US Nuclear Reactor Hits Critical Milestone in Under a Year
A California company just achieved what critics said was impossible: bringing an advanced nuclear reactor to criticality in less than 12 months. The breakthrough marks America's first privately developed non-light-water reactor to reach this milestone in over 40 years.
American nuclear innovation just proved the doubters wrong in spectacular fashion.
Antares Nuclear announced Thursday that its Mark-0 microreactor achieved criticality at Idaho National Laboratory, becoming the first advanced reactor to hit this crucial milestone under a new federal pilot program. The Torrance, California company went from concept to a self-sustaining nuclear chain reaction in under a year.
"Nuclear in America has been defined for too long by delays, by companies that said they would and then didn't," said Antares CEO Jordan Bramble. "We said criticality in 2026, electricity production in 2027, and power to the warfighter in 2028. Today is the first of those commitments delivered."
The achievement represents the first privately developed non-light-water reactor to reach criticality in the United States in more than four decades.
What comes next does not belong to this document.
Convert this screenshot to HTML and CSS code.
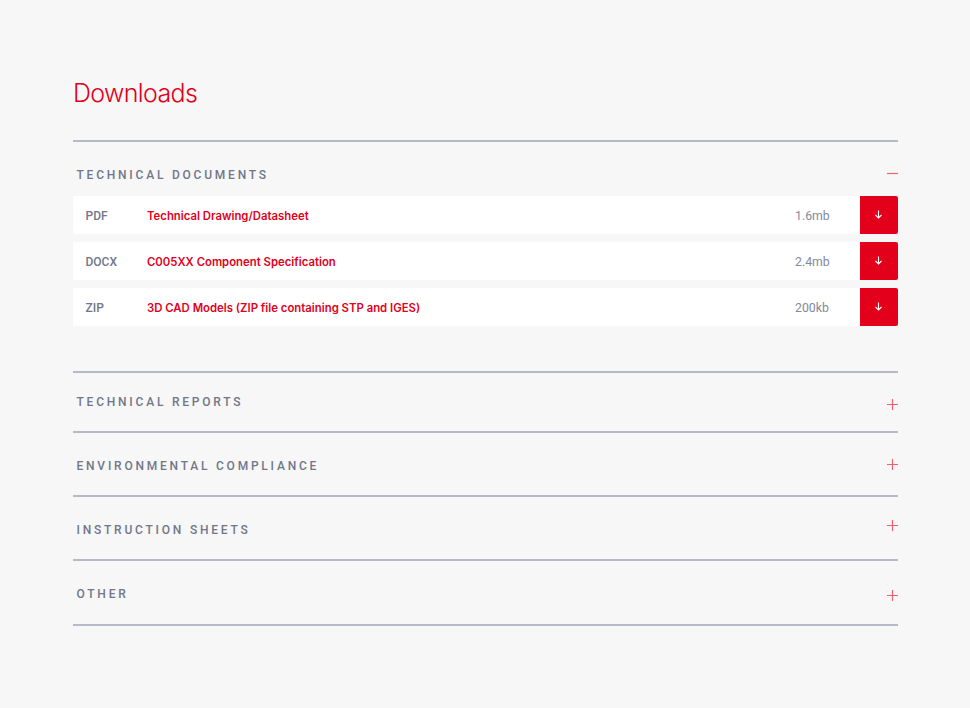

Criticality occurs when a reactor achieves a self-sustaining nuclear chain reaction, a major validation point that proves the core physics work as designed.
The breakthrough came through the Department of Energy's Reactor Pilot Program, established after President Trump's 2025 executive orders aimed at accelerating nuclear development. The administration set an ambitious goal: achieve criticality for advanced reactor concepts by July 4, 2026.
Antares beat that deadline by months.

Energy Secretary Chris Wright called it "a historic moment for American nuclear energy" that shows "what is possible when American innovation is unleashed." Assistant Secretary of Nuclear Energy Ted Garrish noted that skeptics didn't believe the timeline was possible.
The demonstration validated critical reactor physics parameters and produced valuable testing data for future development. Antares conducted the work in partnership with Idaho National Laboratory, BWX Technologies, and the U.S. Army as a future end user.
The Ripple Effect
This success signals a dramatic shift in how America develops nuclear technology. For decades, nuclear projects have been synonymous with cost overruns and missed deadlines, sometimes taking a decade or more per design iteration.
The Mark-0 demonstration proves that efficient, rapid testing is possible when industry and government align on ambitious timelines. The reactor used advanced TRISO fuel and benefited from technology developed through Project Pele, a Defense Department effort to build transportable microreactors for military use.
The data gathered will support not just Antares' future work but the broader nuclear industry's understanding of advanced reactor designs. Engineers gained critical insights into reactor physics, control systems, and supply chain performance that can accelerate other projects.
The company plans to begin producing electricity from the same facility in 2027 and deploy power-generating microreactors to U.S. military installations by 2028. These small reactors could provide reliable, clean energy to remote bases without vulnerable fuel supply lines.
Bramble emphasized that treating the schedule as non-negotiable made the difference. "For the American nuclear renaissance to succeed, we need efficient, iterative reactor testing, not a decade per design."
America just took a major step toward clean, reliable energy that seemed impossible just months ago.